图1B是根据本发明的另一实施例的用于形成具有低接触电阻的晶体管结构的方法。
图2A到2I示出根据本发明的实施例的当执行图1A的方法时形成的结构。
图3A到3C示出根据本发明的实施例的当执行图1B的方法时形成的可选结构。
图4A-E各示出根据本发明的一个实施例配置的非平面晶体管架构的透视图。
图5示出根据本发明的示例性实施例的使用一个或多个晶体管结构实现的计算系统。
如将认识到的,附图不一定按比例绘制或用来将所主张的发明限制到所示的特定配置。例如,虽然一些附图通常指示直线、直角和平滑表面,但鉴于所使用的处理设备和技术的实际限制,晶体管结构的实际实现方式可能具有不太完美的直线、直角,且一些特征可具有表面拓扑或否则是不平滑的。简言之,附图仅被提供来显示示例性结构。
具体实施方式
公开了用于形成具有相对于常规设备减小的寄生接触电阻的晶体管设备的技术。在一些示例性实施例中,MOS结构被配置成使得p-MOS源极/漏极区在接触沟槽形成之前或之后覆盖有p型锗,且n型III-V半导体材料层设置在n-MOS区和锗覆盖的p-MOS区之上。因此,覆盖有p型锗的p-MOS源极/漏极区比n-MOS硅源极/漏极区相对更高。回蚀工艺可接着被执行来利用在n型和p型区之间的源极/漏极高度差以使接触类型自对准以暴露在n-MOS区之上的III-V材料和在p-MOS区之上的锗。技术还可包括跟随有锗/III-V化合物形成退火的接触电阻减小金属沉积和然后跟随有抛光以去除过量金属从而隔离每个接触沟槽与相邻的接触沟槽的金属接触插塞的沉积。
总体概述
如前面解释的,可通过减小设备电阻来实现晶体管中的增加的驱动电流。接触电阻是设备的总电阻的一个构成部分。一般晶体管接触叠层包括例如硅或硅锗(SiGe)源极/漏极层、硅化物/锗化物层、氮化钛粘附层和钨接触部/插塞。例如镍、铂、钛、钴等金属的硅化物和锗化物可在钨插塞沉积之前形成在源极-漏极区上。在这样的配置中,接触电阻相对高,且实际上被硅或SiGe价带对准限制到接触金属中的钉扎水平(pinning level)。通常,使用工业标准硅化物,例如镍(或其它适当的硅化物例如钛、钴、铝或铂),这导致对于n型接触部大约0.5eV或更高的带未对准或对于p型接触部0.3eV或更高的带未对准和相应地高的电阻。
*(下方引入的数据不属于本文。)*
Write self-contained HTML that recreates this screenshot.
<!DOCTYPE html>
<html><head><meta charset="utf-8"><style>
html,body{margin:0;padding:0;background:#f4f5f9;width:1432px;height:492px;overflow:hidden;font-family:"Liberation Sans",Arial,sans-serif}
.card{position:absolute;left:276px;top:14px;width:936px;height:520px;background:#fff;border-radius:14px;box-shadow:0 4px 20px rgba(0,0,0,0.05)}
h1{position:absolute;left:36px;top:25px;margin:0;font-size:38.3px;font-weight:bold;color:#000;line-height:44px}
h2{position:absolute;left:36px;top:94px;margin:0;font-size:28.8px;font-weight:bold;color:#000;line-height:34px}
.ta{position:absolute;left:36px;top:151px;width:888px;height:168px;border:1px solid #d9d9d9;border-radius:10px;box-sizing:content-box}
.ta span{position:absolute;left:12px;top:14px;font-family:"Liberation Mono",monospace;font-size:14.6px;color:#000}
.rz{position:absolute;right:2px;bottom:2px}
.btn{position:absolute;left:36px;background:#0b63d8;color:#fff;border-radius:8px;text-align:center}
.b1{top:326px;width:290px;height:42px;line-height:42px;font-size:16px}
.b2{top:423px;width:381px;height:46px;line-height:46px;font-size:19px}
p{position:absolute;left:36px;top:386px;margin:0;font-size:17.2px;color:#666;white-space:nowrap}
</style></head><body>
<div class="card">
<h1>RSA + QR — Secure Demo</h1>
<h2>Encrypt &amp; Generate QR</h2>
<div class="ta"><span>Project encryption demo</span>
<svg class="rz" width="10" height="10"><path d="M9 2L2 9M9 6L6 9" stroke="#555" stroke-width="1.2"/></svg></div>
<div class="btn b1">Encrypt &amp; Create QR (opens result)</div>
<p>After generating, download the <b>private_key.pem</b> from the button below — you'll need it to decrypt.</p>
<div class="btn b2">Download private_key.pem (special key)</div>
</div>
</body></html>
因此且根据本发明的示例性实施例,中间p型锗层设置在p型源极/漏极和接触金属之间,且中间n型III-V金属层设置在n型源极/漏极和接触金属之间。假定p型源极/漏极上的锗足够厚,随后的回蚀工艺于是导致在接触沟槽的底部处的被暴露表面,接触沟槽包括在n型源极/漏极之上的III-V材料区域和在p型源极/漏极之上的锗区域。标准接触部形成工艺流程可从那里继续进行。
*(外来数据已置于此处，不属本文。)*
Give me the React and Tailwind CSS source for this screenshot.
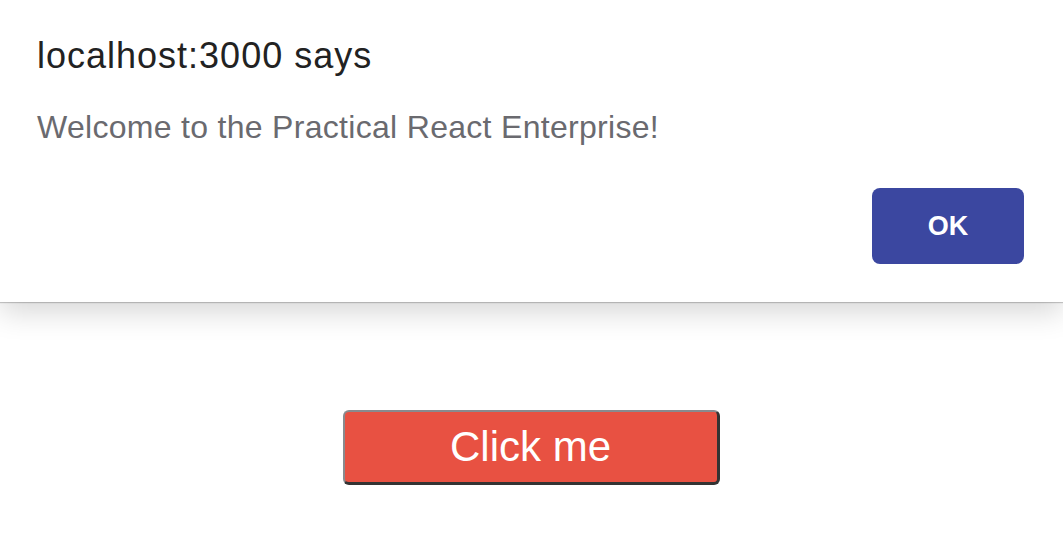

在源极/漏极区和接触金属之间的中间III-V材料和锗层明显减小带未对准值和接触电阻。在一些示例性情况下,提供大约3X或更好的接触电阻的减小(相对于类似地配置的常规接触叠层,但没有III-V材料和锗的中间层)。在STEM明视场模式中的这样的接触沟槽的透射电子显微镜(TEM)横截面可用于显示例如通常匹配沟槽的形状(例如沟槽底部的形状)的III-V材料。III-V材料相对于硅或SiGe具有差异。同样,TEM横截面或次级离子质谱分析法(SIMS)分布可用于显示在p型区之上的锗浓度,因为硅和SiGe的外延合金的分布可容易地区别于锗浓度分布。成分分布和映射可用于显示所使用的材料的同一性(identity)。因此,当分析时,根据本发明成分的实施例配置的结构将实际上显示在n型源极/漏极区之上的包括例如铝(Al)、镓(Ga)、铟(In)、磷(P)、砷(As)和/或锑(Sb)连同任何n型掺杂剂(例如硅、锗、碲或其它适当的n型掺杂剂)的组合的额外的一层n型III-V半导体材料,以及在p型区之上的p型锗层(掺硼的或其它适当的p型掺杂剂),并将展示比使用常规接触过程制造的设备的接触电阻低的接触电阻。如将认识到的,具有对高性能接触部的需要的任何数量的半导体设备或电路可受益于本文提供的低电阻接触技术。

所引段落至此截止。